====== Given material ======

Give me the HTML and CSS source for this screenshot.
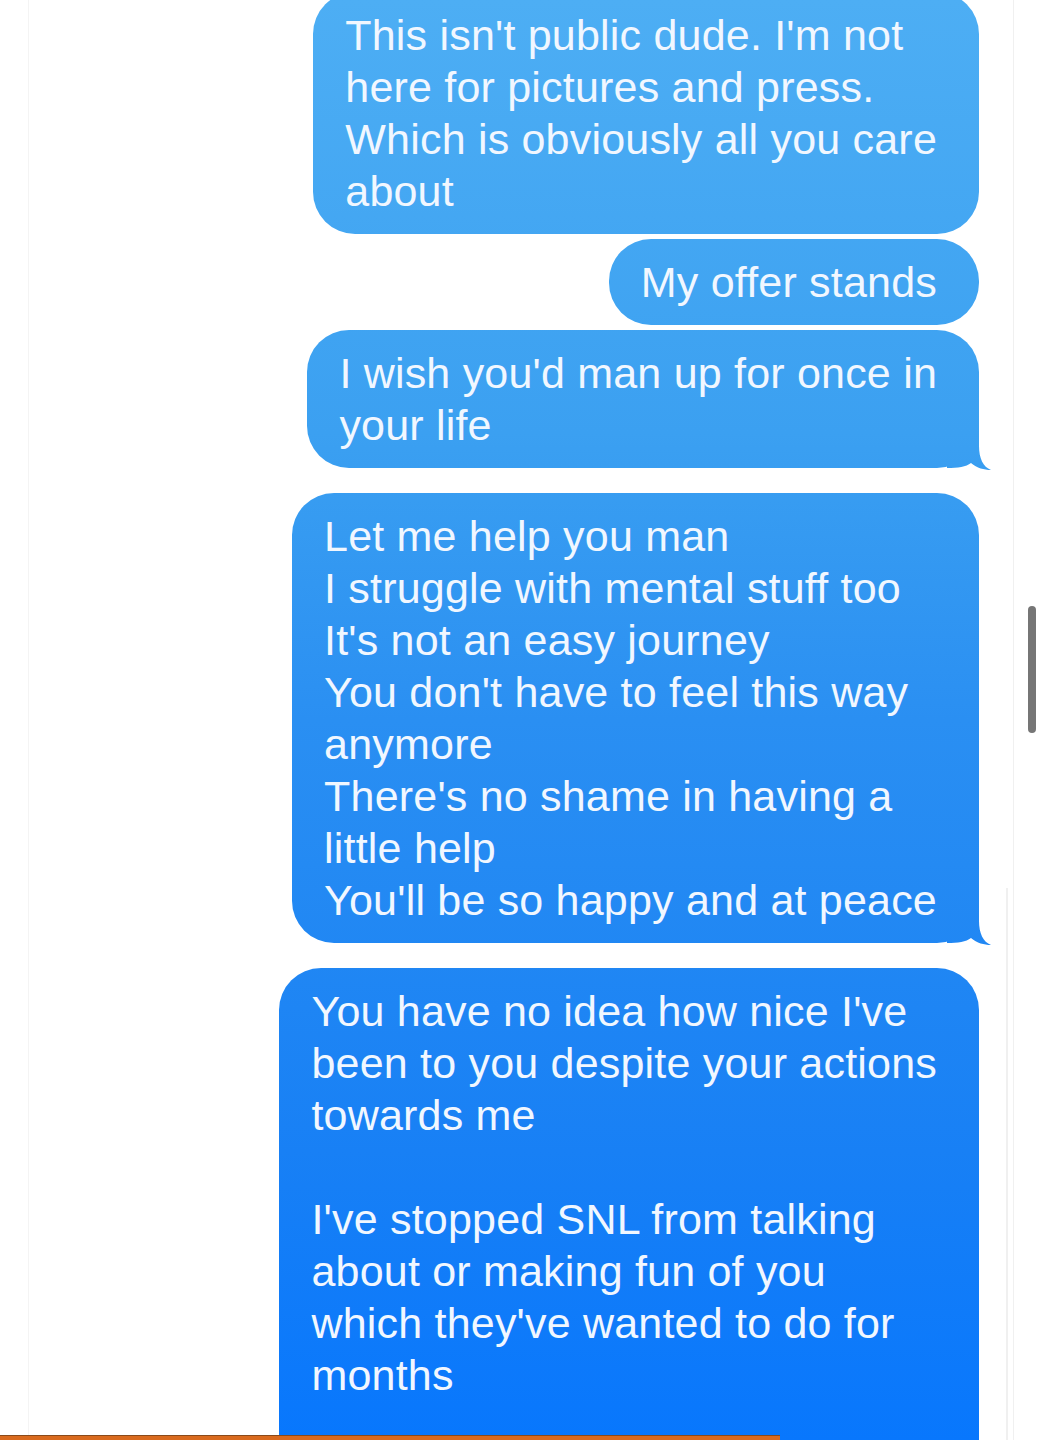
FILE: index.html
```html
<!DOCTYPE html>
<html lang="en">
<head>
    <meta charset="UTF-8">
    <meta name="viewport" content="width=device-width, initial-scale=1.0">
    <title>Messages</title>
    <link rel="stylesheet" href="styles.css">
</head>
<body>
    <div class="screen">
        <div class="thread">
            <div class="bubble">This isn't public dude. I'm not<br>here for pictures and press.<br>Which is obviously all you care<br>about</div>
            <div class="bubble close">My offer stands</div>
            <div class="bubble close tail">I wish you'd man up for once in<br>your life</div>
            <div class="bubble far tail">Let me help you man<br>I struggle with mental stuff too<br>It's not an easy journey<br>You don't have to feel this way<br>anymore<br>There's no shame in having a<br>little help<br>You'll be so happy and at peace</div>
            <div class="bubble far last">You have no idea how nice I've<br>been to you despite your actions<br>towards me<br><br>I've stopped SNL from talking<br>about or making fun of you<br>which they've wanted to do for<br>months</div>
        </div>
    </div>

    <div class="scroll-track"></div>
    <div class="scroll-thumb"></div>
    <div class="progress"></div>
</body>
</html>
```

FILE: styles.css
```css
body {
    margin: 0;
    height: 1440px;
    overflow: hidden;
    background-color: #fff;
    font-family: 'Liberation Sans', Arial, sans-serif;
}

.screen {
    margin-left: 28px;
    width: 984px;
    height: 1440px;
    border-left: 1px solid #f4f4f4;
    border-right: 1px solid #f0f0f0;
    overflow: hidden;
}

.thread {
    display: flex;
    flex-direction: column;
    align-items: flex-end;
    padding-right: 34px;
    margin-top: -8px;
}

.bubble {
    position: relative;
    padding: 17px 42px 17px 32px;
    border-radius: 42px;
    font-size: 43px;
    letter-spacing: 0.2px;
    line-height: 52px;
    color: #f1f7ff;
    white-space: nowrap;
    background: linear-gradient(#4daef4, #3ba0f1 30%, #2a8ff2 50%, #1880f5 80%, #0877fd) fixed;
}

.bubble.close {
    margin-top: 5px;
}

.bubble.far {
    margin-top: 25px;
}

.bubble.last {
    padding-bottom: 80px;
}

/* tail at the lower right corner */
.bubble.tail::before {
    content: "";
    position: absolute;
    bottom: -2px;
    right: -12px;
    width: 44px;
    height: 46px;
    background: linear-gradient(#4daef4, #3ba0f1 30%, #2a8ff2 50%, #1880f5 80%, #0877fd) fixed;
    clip-path: path('M0 0 H32 V22 C32 34 36 43 44 46 C37 46 30 44 24 39 C19 43 11 44 0 44 Z');
}

.scroll-track {
    position: absolute;
    left: 1006px;
    top: 888px;
    width: 2px;
    height: 560px;
    background-color: #f0f0f0;
}

.scroll-thumb {
    position: absolute;
    left: 1028px;
    top: 606px;
    width: 8px;
    height: 127px;
    border-radius: 4px;
    background-color: #767676;
}

.progress {
    position: absolute;
    left: 0;
    top: 1435px;
    width: 780px;
    height: 5px;
    background-color: #d96a1e;
    border-top: 1px solid #8a4a1a;
}
```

======

Exercise brief: Your task is to repeat the material above exactly, without its pictures.

The result:
Give me the HTML and CSS source for this screenshot.
FILE: index.html
```html
<!DOCTYPE html>
<html lang="en">
<head>
    <meta charset="UTF-8">
    <meta name="viewport" content="width=device-width, initial-scale=1.0">
    <title>Messages</title>
    <link rel="stylesheet" href="styles.css">
</head>
<body>
    <div class="screen">
        <div class="thread">
            <div class="bubble">This isn't public dude. I'm not<br>here for pictures and press.<br>Which is obviously all you care<br>about</div>
            <div class="bubble close">My offer stands</div>
            <div class="bubble close tail">I wish you'd man up for once in<br>your life</div>
            <div class="bubble far tail">Let me help you man<br>I struggle with mental stuff too<br>It's not an easy journey<br>You don't have to feel this way<br>anymore<br>There's no shame in having a<br>little help<br>You'll be so happy and at peace</div>
            <div class="bubble far last">You have no idea how nice I've<br>been to you despite your actions<br>towards me<br><br>I've stopped SNL from talking<br>about or making fun of you<br>which they've wanted to do for<br>months</div>
        </div>
    </div>

    <div class="scroll-track"></div>
    <div class="scroll-thumb"></div>
    <div class="progress"></div>
</body>
</html>
```

FILE: styles.css
```css
body {
    margin: 0;
    height: 1440px;
    overflow: hidden;
    background-color: #fff;
    font-family: 'Liberation Sans', Arial, sans-serif;
}

.screen {
    margin-left: 28px;
    width: 984px;
    height: 1440px;
    border-left: 1px solid #f4f4f4;
    border-right: 1px solid #f0f0f0;
    overflow: hidden;
}

.thread {
    display: flex;
    flex-direction: column;
    align-items: flex-end;
    padding-right: 34px;
    margin-top: -8px;
}

.bubble {
    position: relative;
    padding: 17px 42px 17px 32px;
    border-radius: 42px;
    font-size: 43px;
    letter-spacing: 0.2px;
    line-height: 52px;
    color: #f1f7ff;
    white-space: nowrap;
    background: linear-gradient(#4daef4, #3ba0f1 30%, #2a8ff2 50%, #1880f5 80%, #0877fd) fixed;
}

.bubble.close {
    margin-top: 5px;
}

.bubble.far {
    margin-top: 25px;
}

.bubble.last {
    padding-bottom: 80px;
}

/* tail at the lower right corner */
.bubble.tail::before {
    content: "";
    position: absolute;
    bottom: -2px;
    right: -12px;
    width: 44px;
    height: 46px;
    background: linear-gradient(#4daef4, #3ba0f1 30%, #2a8ff2 50%, #1880f5 80%, #0877fd) fixed;
    clip-path: path('M0 0 H32 V22 C32 34 36 43 44 46 C37 46 30 44 24 39 C19 43 11 44 0 44 Z');
}

.scroll-track {
    position: absolute;
    left: 1006px;
    top: 888px;
    width: 2px;
    height: 560px;
    background-color: #f0f0f0;
}

.scroll-thumb {
    position: absolute;
    left: 1028px;
    top: 606px;
    width: 8px;
    height: 127px;
    border-radius: 4px;
    background-color: #767676;
}

.progress {
    position: absolute;
    left: 0;
    top: 1435px;
    width: 780px;
    height: 5px;
    background-color: #d96a1e;
    border-top: 1px solid #8a4a1a;
}
```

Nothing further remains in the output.